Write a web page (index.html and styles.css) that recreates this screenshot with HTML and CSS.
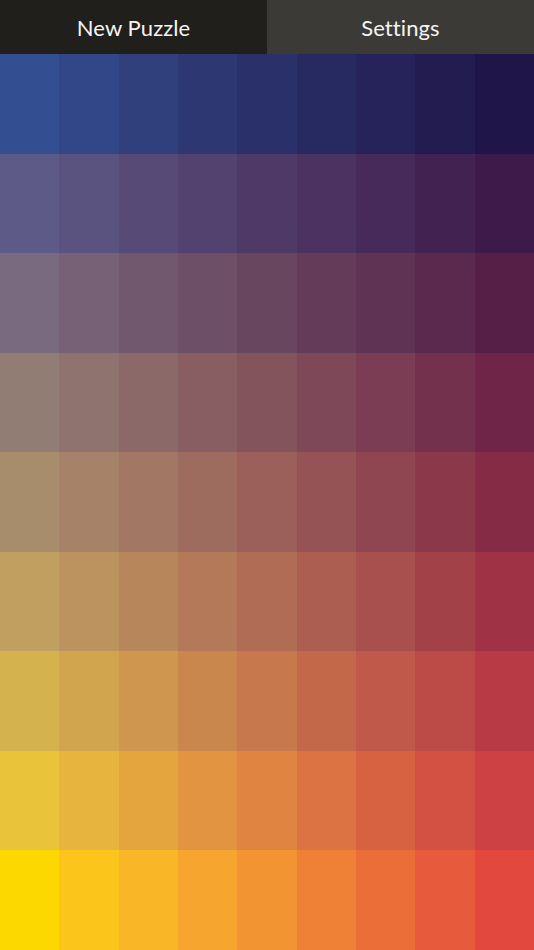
FILE: index.html
```html
<!DOCTYPE html>
<html>
<head>
<meta charset="utf-8">
<link rel="stylesheet" href="styles.css">
</head>
<body>
<div class="app">
  <div class="topbar">
    <div class="btn btn-new">New Puzzle</div>
    <div class="btn btn-settings">Settings</div>
  </div>
  <div class="board">
    <div class="cell" style="background:#344f91"></div><div class="cell" style="background:#324787"></div><div class="cell" style="background:#2f407d"></div><div class="cell" style="background:#2d3873"></div><div class="cell" style="background:#2a3069"></div><div class="cell" style="background:#272961"></div><div class="cell" style="background:#252359"></div><div class="cell" style="background:#221c51"></div><div class="cell" style="background:#1f1549"></div>
    <div class="cell" style="background:#5e5a87"></div><div class="cell" style="background:#5a527f"></div><div class="cell" style="background:#574a77"></div><div class="cell" style="background:#53426f"></div><div class="cell" style="background:#4f3a67"></div><div class="cell" style="background:#4b3260"></div><div class="cell" style="background:#472a59"></div><div class="cell" style="background:#422251"></div><div class="cell" style="background:#3e1a4a"></div>
    <div class="cell" style="background:#7a6a7f"></div><div class="cell" style="background:#766177"></div><div class="cell" style="background:#71586f"></div><div class="cell" style="background:#6d4f67"></div><div class="cell" style="background:#68465f"></div><div class="cell" style="background:#643c59"></div><div class="cell" style="background:#5f3354"></div><div class="cell" style="background:#5b294e"></div><div class="cell" style="background:#561f48"></div>
    <div class="cell" style="background:#927d75"></div><div class="cell" style="background:#8f736f"></div><div class="cell" style="background:#8b6969"></div><div class="cell" style="background:#885e63"></div><div class="cell" style="background:#84545d"></div><div class="cell" style="background:#7f4858"></div><div class="cell" style="background:#7a3d53"></div><div class="cell" style="background:#74314d"></div><div class="cell" style="background:#6f2548"></div>
    <div class="cell" style="background:#a88d6c"></div><div class="cell" style="background:#a58268"></div><div class="cell" style="background:#a27763"></div><div class="cell" style="background:#9e6b5f"></div><div class="cell" style="background:#9b605a"></div><div class="cell" style="background:#965355"></div><div class="cell" style="background:#904650"></div><div class="cell" style="background:#8b384a"></div><div class="cell" style="background:#852b45"></div>
    <div class="cell" style="background:#c09f61"></div><div class="cell" style="background:#bc925e"></div><div class="cell" style="background:#b8865b"></div><div class="cell" style="background:#b47958"></div><div class="cell" style="background:#b06c55"></div><div class="cell" style="background:#ac5e51"></div><div class="cell" style="background:#a8504d"></div><div class="cell" style="background:#a34149"></div><div class="cell" style="background:#9f3345"></div>
    <div class="cell" style="background:#d4b34f"></div><div class="cell" style="background:#d1a44e"></div><div class="cell" style="background:#ce964e"></div><div class="cell" style="background:#ca874d"></div><div class="cell" style="background:#c7784c"></div><div class="cell" style="background:#c3694a"></div><div class="cell" style="background:#c05949"></div><div class="cell" style="background:#bc4a47"></div><div class="cell" style="background:#b83a45"></div>
    <div class="cell" style="background:#e9c43b"></div><div class="cell" style="background:#e7b43d"></div><div class="cell" style="background:#e4a43e"></div><div class="cell" style="background:#e29440"></div><div class="cell" style="background:#df8441"></div><div class="cell" style="background:#db7342"></div><div class="cell" style="background:#d66242"></div><div class="cell" style="background:#d25143"></div><div class="cell" style="background:#cd4043"></div>
    <div class="cell" style="background:#fdd800"></div><div class="cell" style="background:#fcc51c"></div><div class="cell" style="background:#f9b627"></div><div class="cell" style="background:#f6a62e"></div><div class="cell" style="background:#f39433"></div><div class="cell" style="background:#ef8136"></div><div class="cell" style="background:#eb6e39"></div><div class="cell" style="background:#e75b3c"></div><div class="cell" style="background:#e3483f"></div>
  </div>
</div>
</body>
</html>
```
FILE: styles.css
```css
html, body {
  margin: 0;
  padding: 0;
  width: 534px;
  height: 950px;
  overflow: hidden;
}
.app {
  display: flex;
  flex-direction: column;
  width: 534px;
  height: 950px;
}
.topbar {
  display: flex;
  height: 54px;
  flex: 0 0 54px;
}
.btn {
  flex: 1 1 0;
  display: flex;
  align-items: center;
  justify-content: center;
  color: #f4f4f2;
  font-family: Lato, "Open Sans", sans-serif;
  font-size: 22px;
  letter-spacing: 0.1px;
}
.btn-new {
  background: #201f1c;
}
.btn-settings {
  background: #3b3a36;
}
.board {
  flex: 1 1 auto;
  display: grid;
  grid-template-columns: repeat(9, 1fr);
  grid-template-rows: repeat(9, 1fr);
}
.cell {
  min-width: 0;
  min-height: 0;
}
```
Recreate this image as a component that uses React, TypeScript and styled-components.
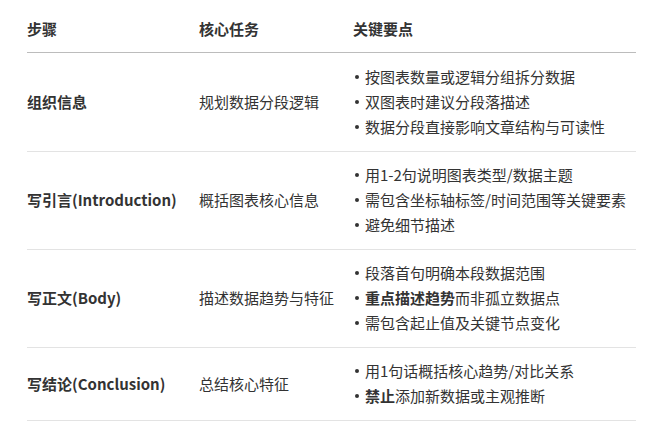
import React from "react";
import styled, { createGlobalStyle } from "styled-components";

const Global = createGlobalStyle`
  html, body { margin: 0; padding: 0; background: #ffffff; }
  body {
    font-family: "Noto Sans CJK SC", "Noto Sans", sans-serif;
    color: #333333;
    -webkit-font-smoothing: antialiased;
  }
`;

const Page = styled.div`
  width: 660px;
  height: 432px;
  padding: 0 24px 0 27px;
  box-sizing: border-box;
`;

const Table = styled.div`
  display: grid;
  grid-template-columns: 172px 154px 1fr;
  width: 609px;
`;

const HeadCell = styled.div`
  font-size: 15px;
  font-weight: 700;
  line-height: 25px;
  padding: 16px 0 11px;
  border-bottom: 1px solid #bcbcbc;
  color: #333333;
`;

const Cell = styled.div<{ $first?: boolean; $bold?: boolean; $last?: boolean }>`
  display: flex;
  align-items: center;
  font-size: 15px;
  line-height: 25px;
  font-weight: ${(p) => (p.$bold ? 700 : 400)};
  padding: ${(p) => (p.$first ? "11px 0 12px" : "10px 0 12px")};
  border-bottom: 1px solid #e3e3e3;
  color: #333333;
`;

const List = styled.ul`
  list-style: none;
  margin: 0;
  padding: 0;
`;

const Item = styled.li`
  position: relative;
  padding-left: 12px;
  white-space: nowrap;
  &::before {
    content: "";
    position: absolute;
    left: 2px;
    top: 11px;
    width: 4px;
    height: 4px;
    border-radius: 50%;
    background: #333333;
  }
`;

const Strong = styled.b`
  font-weight: 700;
`;

type Row = { step: string; task: string; points: React.ReactNode[] };

const rows: Row[] = [
  {
    step: "组织信息",
    task: "规划数据分段逻辑",
    points: ["按图表数量或逻辑分组拆分数据", "双图表时建议分段落描述", "数据分段直接影响文章结构与可读性"],
  },
  {
    step: "写引言(Introduction)",
    task: "概括图表核心信息",
    points: ["用1-2句说明图表类型/数据主题", "需包含坐标轴标签/时间范围等关键要素", "避免细节描述"],
  },
  {
    step: "写正文(Body)",
    task: "描述数据趋势与特征",
    points: [
      "段落首句明确本段数据范围",
      <>
        <Strong>重点描述趋势</Strong>而非孤立数据点
      </>,
      "需包含起止值及关键节点变化",
    ],
  },
  {
    step: "写结论(Conclusion)",
    task: "总结核心特征",
    points: [
      "用1句话概括核心趋势/对比关系",
      <>
        <Strong>禁止</Strong>添加新数据或主观推断
      </>,
    ],
  },
];

export default function App() {
  return (
    <>
      <Global />
      <Page>
        <Table>
          <HeadCell>步骤</HeadCell>
          <HeadCell>核心任务</HeadCell>
          <HeadCell>关键要点</HeadCell>
          {rows.map((r, i) => (
            <React.Fragment key={i}>
              <Cell $first={i === 0} $bold>
                {r.step}
              </Cell>
              <Cell $first={i === 0}>{r.task}</Cell>
              <Cell $first={i === 0}>
                <List>
                  {r.points.map((p, j) => (
                    <Item key={j}>{p}</Item>
                  ))}
                </List>
              </Cell>
            </React.Fragment>
          ))}
        </Table>
      </Page>
    </>
  );
}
────────────────
Exercise objective – Above is a listing; report how many of its lines include the word "this", giving the number only.

Complete output – 2